フェルナンジーニョはビニシウスのチェイシングをかわし素早くボールを前線につけるなど、的確なプレーで右サイドの不安定さを一発で解消。シティが悪くなりかけていた流れを断ち切る形で前半を終える。
後半
点の取り合いは後半さらに激しさを増して行く
後半も試合はシティペース、前半から引き続き質の高い攻撃を繰り出し多くの決定機を作り、その中から2つのゴールを挙げる。
対するレアルもビルドアップのメカニズム変えたり、守備陣形を変更したりといった修正を施しシティに対抗。ビニシウスの独走ゴールなどこちらも2点を奪いシティに食らいつく。
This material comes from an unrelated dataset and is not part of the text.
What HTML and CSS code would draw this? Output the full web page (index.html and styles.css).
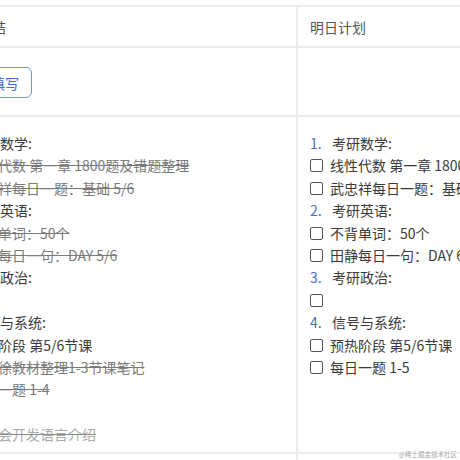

80分を過ぎたあたりからシティはチーム全体の脚が鈍りだす。それに伴い試合のペースもスローダウン。試合は4対3のスコアでタイムアップ。
シティが1点をリードし、次の舞台ベルナベウに向かう事になる。
2nd legに向けて
1st legは激しい点の取り合いとなったが、その要因の一つとしてシティはカイル ウォーカー、レアルはカゼミーロという両チームの守備の要といえる選手の欠場が挙げらるのではないだろうか。
2nd leg、カイル ウォーカーとカゼミーロは出場できるのか。もし出場でいるとしてコンディションはどの程度回復しているのか。
この事が勝負を分ける要因の一つになるのではないだろうか。
選手寸評
マンチェスター シティ
ベルナルド シウバ | フィールドを広範囲に動き回り、高い技術力で局面を前進させる。74分のゴールも見事だった。 |
フェルナンジーニョ | ストーンズに代わって出場すると、巧みなボール捌きでパス回しを安定させる。53分には前に出るディフェンスでボールを奪うとフォデンのゴールをアシストした。 |
ルベン ディアス | ラポルト、ロドリと共に後方で的確にパスを回し、アタッカー陣にボールを供給した。 |
ケビン デブライネ | 遅攻・速攻どちらの局面でも自在にボールを回し攻撃のタクトを振るう。先制ゴールのシーンではディフェンスラインのギャップを的確に突き、2点目のアシストパスも凄まじかった。 |
オレクサンドル ジンチェンコ | 左サイドを上がり攻撃の組み立てに加わると、的確な繋ぎと前に差し込むパスで攻撃に貢献した。 |
レアル マドリード
ビニシウス ジュニオール | 前半はチェイシングで、後半はサイドからの仕掛けでシティに脅威を与える。フェルナンジーニョにやられて失点した直後に、今度はフェルナンジーニョを抜き去り独走ゴールを決めるなど、この試合で一番目立つ存在だった。 |
カリム ベンゼマ | レアルにとって難しい展開だったにも拘らずPKを含む2ゴールを挙げる決定力は、正にエースと呼ぶにふさわしい。 |
トニ クロース | 前半はあまり目立たなかったが、後半はビルドアップ時のポジショニングを修正。シティのフォアプレスを巧みにかわし攻撃の起点としてボールを前に繋いだ。 |
ルカ モドリッチ | 難しい局面も高い技術力で打開。また守備やルーズボール争いでは体を張る事を厭わず、33分のゴールも彼が体を張った事によって生まれた。 |
投稿主選出の man of the match
ベルナルド シウバ
以上、マンチェスター シティ 対 レアル マドリード 戦のマッチレビューでした
本レビューは、あくまで投稿主個人の考えや感想を記事にしたものです。
本レビューに対して、ご意見やご感想があれば下のコメント欄よりコメントを頂ければ幸いです
最後になりましたが
去る5月1日、サッカー界の巨星であるイビチャ オシム氏がご逝去されました。
生前のオシム氏はジェフユナイテッド千葉・市原、日本代表の監督として、日本のサッカー界の発展にも多大な貢献をされ、一サッカーファンとしても感謝の念に堪えません。
イビチャ オシム氏のご冥福を心よりお祈り申し上げます。